What are the "standard unambiguous date" formats for string-to-date conversion in R?

This is documented behavior. From ?as.Date:

format: A character string. If not specified, it will try '"%Y-%m-%d"' then '"%Y/%m/%d"' on the first non-'NA' element, and give an error if neither works.

as.Date("01 Jan 2000") yields an error because the format isn't one of the two listed above. as.Date("01/01/2000") yields an incorrect answer because the date isn't in one of the two formats listed above.

I take "standard unambiguous" to mean "ISO-8601" (even though as.Date isn't that strict, as "%m/%d/%Y" isn't ISO-8601).

If you receive this error, the solution is to specify the format your date (or datetimes) are in, using the formats described in the Details section in ?strptime.

Make sure that the order of the conversion specification as well as any separators correspond exactly with the format of your input string. Also, be sure to use particular care if your data contain day/month names and/or abbreviations, as the conversion will depend on your locale (see the examples in ?strptime and read ?LC_TIME; see also strptime, as.POSIXct and as.Date return unexpected NA).


In other words, is there a better solution than needing to specify the format?

Yes, there is now (ie in late 2016), thanks to anytime::anydate from the anytime package.

See the following for some examples from above:

R> anydate(c("01 Jan 2000", "01/01/2000", "2015/10/10"))
[1] "2000-01-01" "2000-01-01" "2015-10-10"
R> 

As you said, these are in fact unambiguous and should just work. And via anydate() they do. Without a format.


As a complement to @JoshuaUlrich answer, here is the definition of function as.Date.character:

as.Date.character
function (x, format = "", ...) 
{
    charToDate <- function(x) {
        xx <- x[1L]
        if (is.na(xx)) {
            j <- 1L
            while (is.na(xx) && (j <- j + 1L) <= length(x)) xx <- x[j]
            if (is.na(xx)) 
                f <- "%Y-%m-%d"
        }
        if (is.na(xx) || !is.na(strptime(xx, f <- "%Y-%m-%d", 
            tz = "GMT")) || !is.na(strptime(xx, f <- "%Y/%m/%d", 
            tz = "GMT"))) 
            return(strptime(x, f))
        stop("character string is not in a standard unambiguous format")
    }
    res <- if (missing(format)) 
        charToDate(x)
    else strptime(x, format, tz = "GMT")
    as.Date(res)
}
<bytecode: 0x265b0ec>
<environment: namespace:base>

So basically if both strptime(x, format="%Y-%m-%d") and strptime(x, format="%Y/%m/%d") throws an NA it is considered ambiguous and if not unambiguous.

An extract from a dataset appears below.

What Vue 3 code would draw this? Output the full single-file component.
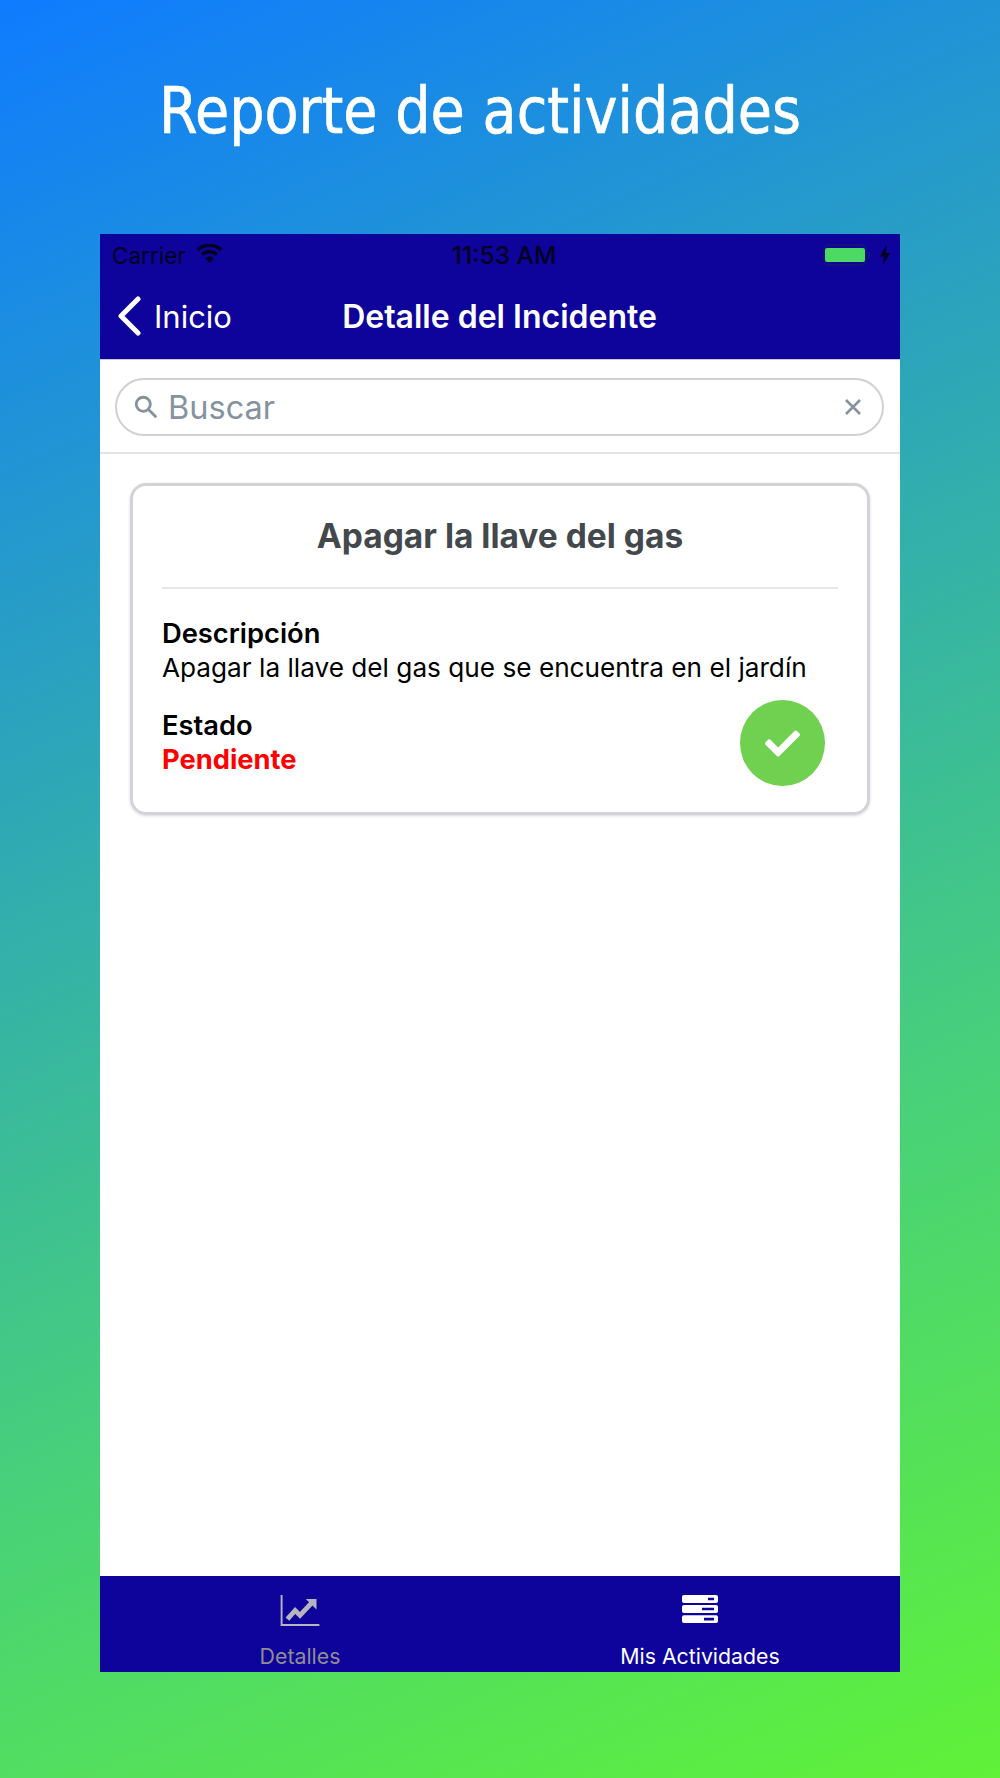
<template>
  <div class="page">
    <h1 class="headline"><span>Reporte de actividades</span></h1>

    <div class="phone">
      <div class="status-bar">
        <div class="status-left">
          <span>Carrier</span>
          <svg class="wifi" viewBox="0 0 28 20">
            <path d="M14 20 9.6 15a6.4 6.4 0 0 1 8.8 0Z" />
            <path d="M7.4 12.6 5 9.900a13.400 13.400 0 0 1 18 0l-2.400 2.700a9.800 9.800 0 0 0-13.200 0Z" />
            <path d="M2.900 7.500.4 4.700a20.400 20.400 0 0 1 27.200 0l-2.500 2.800a16.600 16.600 0 0 0-22.200 0Z" />
          </svg>
        </div>
        <span class="clock">11:53 AM</span>
        <div class="status-right">
          <span class="battery"><span class="battery-fill"></span></span>
          <span class="battery-cap"></span>
          <svg class="bolt" viewBox="0 0 10 20"><path d="M6.500 0 0 11.500h4L3 20l7-12H5.600Z" /></svg>
        </div>
      </div>

      <div class="nav-bar">
        <div class="back">
          <svg class="chevron" viewBox="0 0 24 40">
            <path d="M21 3 4 20l17 17" />
          </svg>
          <span>Inicio</span>
        </div>
        <span class="nav-title">Detalle del Incidente</span>
        <span></span>
      </div>

      <div class="search-wrap">
        <div class="search">
          <svg class="search-icon" viewBox="0 0 24 24">
            <circle cx="9.500" cy="9.500" r="6.500" />
            <path d="m14.500 14.500 7 7" />
          </svg>
          <span class="search-text">Buscar</span>
          <svg class="clear-icon" viewBox="0 0 18 18">
            <path d="m2 2 14 14M16 2 2 16" />
          </svg>
        </div>
      </div>

      <main class="content">
        <section class="card">
          <h2 class="card-title">Apagar la llave del gas</h2>
          <div class="card-body">
            <div class="field">
              <span class="label">Descripción</span>
              <span class="value">Apagar la llave del gas que se encuentra en el jardín</span>
            </div>
            <div class="state-row">
              <div class="field">
                <span class="label">Estado</span>
                <span class="pending">Pendiente</span>
              </div>
              <button class="done">
                <svg viewBox="0 0 512 512">
                  <path d="M173.898 439.404l-166.4-166.4c-9.997-9.997-9.997-26.206 0-36.204l36.203-36.204c9.997-9.998 26.207-9.998 36.204 0L192 312.69 432.095 72.596c9.997-9.997 26.207-9.997 36.204 0l36.203 36.204c9.997 9.997 9.997 26.206 0 36.204l-294.4 294.401c-9.998 9.997-26.207 9.997-36.204-.001z" />
                </svg>
              </button>
            </div>
          </div>
        </section>
      </main>

      <nav class="tab-bar">
        <div class="tab">
          <svg class="tab-icon chart" viewBox="0 0 40 32">
            <path class="axis" d="M1 0v31h39" />
            <path class="line" d="m7 25 8-9 5 5 13-14" />
            <path class="tip" d="M26 4h11v11Z" />
          </svg>
          <span>Detalles</span>
        </div>
        <div class="tab active">
          <svg class="tab-icon server" viewBox="0 0 36 32" preserveAspectRatio="none">
            <path fill-rule="evenodd" d="M2 0h32a2 2 0 0 1 2 2v5a2 2 0 0 1-2 2H2a2 2 0 0 1-2-2V2a2 2 0 0 1 2-2Zm24 3v3h6V3Z" />
            <path fill-rule="evenodd" d="M2 11.500h32a2 2 0 0 1 2 2v5a2 2 0 0 1-2 2H2a2 2 0 0 1-2-2v-5a2 2 0 0 1 2-2Zm18 3v3h12v-3Z" />
            <path fill-rule="evenodd" d="M2 23h32a2 2 0 0 1 2 2v5a2 2 0 0 1-2 2H2a2 2 0 0 1-2-2v-5a2 2 0 0 1 2-2Zm20 3v3h10v-3Z" />
          </svg>
          <span>Mis Actividades</span>
        </div>
      </nav>
    </div>
  </div>
</template>

<script setup>
</script>

<style>
html,
body {
  margin: 0;
}
</style>

<style scoped>
.page {
  box-sizing: border-box;
  width: 1000px;
  height: 1778px;
  padding: 0 100px;
  background: linear-gradient(156deg, #0f7bff 0%, #2ba3bd 33%, #47cf7c 66%, #60f238 100%);
  font-family: Inter, "Noto Sans", sans-serif;
}

.headline {
  box-sizing: border-box;
  height: 234px;
  margin: 0;
  padding: 69px 0 0 59px;
  color: #fff;
  font-family: "DejaVu Sans Condensed", "DejaVu Sans", sans-serif;
  font-size: 64px;
  font-weight: 400;
  line-height: 84px;
  white-space: nowrap;
}

/* tahoma is not installed, so dejavu gets narrowed and thickened to stand in */
.headline span {
  display: inline-block;
  -webkit-text-stroke: 0.6px #fff;
  transform: scaleX(0.967);
  transform-origin: left center;
}

.phone {
  display: flex;
  flex-direction: column;
  height: 1438px;
  background: #fff;
}

.status-bar {
  display: grid;
  grid-template-columns: 1fr auto 1fr;
  align-items: center;
  height: 42px;
  padding: 0 10px 0 12px;
  background: #0e039b;
  color: #04021f;
  font-size: 22.5px;
}

.status-left,
.status-right {
  display: flex;
  align-items: center;
}

.status-right {
  justify-content: flex-end;
}

.wifi {
  width: 27px;
  height: 19px;
  margin: -4px 0 0 10px;
  fill: #04021f;
}

.clock {
  margin-left: 6px;
  font-size: 24.5px;
  font-weight: 500;
}

.battery {
  box-sizing: border-box;
  width: 44px;
  height: 22px;
  padding: 2px 0;
  border: 2px solid #17127a;
  border-radius: 6px;
}

.battery-fill {
  display: block;
  height: 100%;
  border-radius: 2px;
  background: #4cd964;
}

.battery-cap {
  width: 2px;
  height: 7px;
  margin-left: 1px;
  background: #17127a;
}

.bolt {
  width: 10px;
  height: 20px;
  margin-left: 10px;
  fill: #04021f;
}

.nav-bar {
  display: grid;
  grid-template-columns: 1fr auto 1fr;
  align-items: center;
  box-sizing: border-box;
  height: 84px;
  padding: 0 18px 3px 17px;
  border-bottom: 1px solid #c9c8d8;
  background: #0e039b;
  color: #fff;
}

.back {
  display: flex;
  align-items: center;
  gap: 13px;
  font-size: 31px;
}

.chevron {
  width: 24px;
  height: 40px;
  fill: none;
  stroke: #fff;
  stroke-width: 5;
  stroke-linecap: round;
  stroke-linejoin: round;
}

.nav-title {
  font-size: 32px;
  font-weight: 600;
}

.search-wrap {
  padding: 18px 16px 16px 15px;
  border-bottom: 2px solid #e3e4e8;
}

.search {
  display: flex;
  align-items: center;
  box-sizing: border-box;
  height: 58px;
  padding: 0 20px 0 16px;
  border: 2px solid #d0d1d6;
  border-radius: 29px;
}

.search-icon {
  width: 26px;
  height: 26px;
  fill: none;
  stroke: #86939e;
  stroke-width: 2.6;
}

.search-text {
  flex: 1;
  margin-left: 9px;
  color: #86939e;
  font-size: 32.5px;
}

.clear-icon {
  width: 18px;
  height: 18px;
  fill: none;
  stroke: #86939e;
  stroke-width: 2.6;
}

.content {
  flex: 1;
  padding: 29px 30px 0 30px;
}

.card {
  box-sizing: border-box;
  height: 332px;
  padding: 0 29px;
  border: 3px solid #d2d2d8;
  border-radius: 16px;
  box-shadow: 0 1px 3px rgba(0, 0, 0, 0.15);
}

.card-title {
  height: 101px;
  margin: 0;
  border-bottom: 2px solid #e1e8ee;
  color: #43484d;
  font-size: 33.5px;
  font-weight: 700;
  line-height: 100px;
  text-align: center;
}

.card-body {
  padding: 28px 0 0;
}

.field {
  display: flex;
  flex-direction: column;
}

.label {
  color: #000;
  font-size: 27.3px;
  font-weight: 600;
  line-height: 34px;
}

.value {
  color: #000;
  font-size: 26.2px;
  line-height: 34px;
}

.pending {
  color: #f00;
  font-size: 27.3px;
  font-weight: 700;
  line-height: 33px;
}

.state-row {
  display: flex;
  align-items: center;
  justify-content: space-between;
  margin-top: 14px;
  padding-right: 13px;
}

.done {
  display: flex;
  align-items: center;
  justify-content: center;
  width: 85px;
  height: 86px;
  margin-top: 1px;
  padding: 0;
  border: 0;
  border-radius: 50%;
  background: #6fd14f;
}

.done svg {
  width: 35px;
  height: 35px;
  fill: #fff;
}

.tab-bar {
  display: grid;
  grid-template-columns: 1fr 1fr;
  height: 96px;
  background: #0e039b;
}

.tab {
  display: flex;
  flex-direction: column;
  align-items: center;
  padding-top: 19px;
  color: #8e8e93;
  font-size: 21.3px;
}

.tab.active {
  color: #fff;
}

.tab span {
  margin-top: 17px;
  line-height: 26px;
}

.tab-icon {
  height: 31px;
}

.chart {
  width: 40px;
}

.axis {
  fill: none;
  stroke: #b5b5bd;
  stroke-width: 2;
}

.line {
  fill: none;
  stroke: #b5b5bd;
  stroke-width: 5;
}

.tip {
  fill: #b5b5bd;
}

.server {
  width: 36px;
  height: 28px;
  margin-bottom: 3px;
  fill: #fff;
}
</style>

Converting the date without specifying the current format can bring this error to you easily.

Here is an example:

sdate <- "2015.10.10"

Convert without specifying the Format:

date <- as.Date(sdate4) # ==> This will generate the same error"""Error in charToDate(x): character string is not in a standard unambiguous format""".

Convert with specified Format:

date <- as.Date(sdate4, format = "%Y.%m.%d") # ==> Error Free Date Conversion.

This works perfectly for me, not matter how the date was coded previously.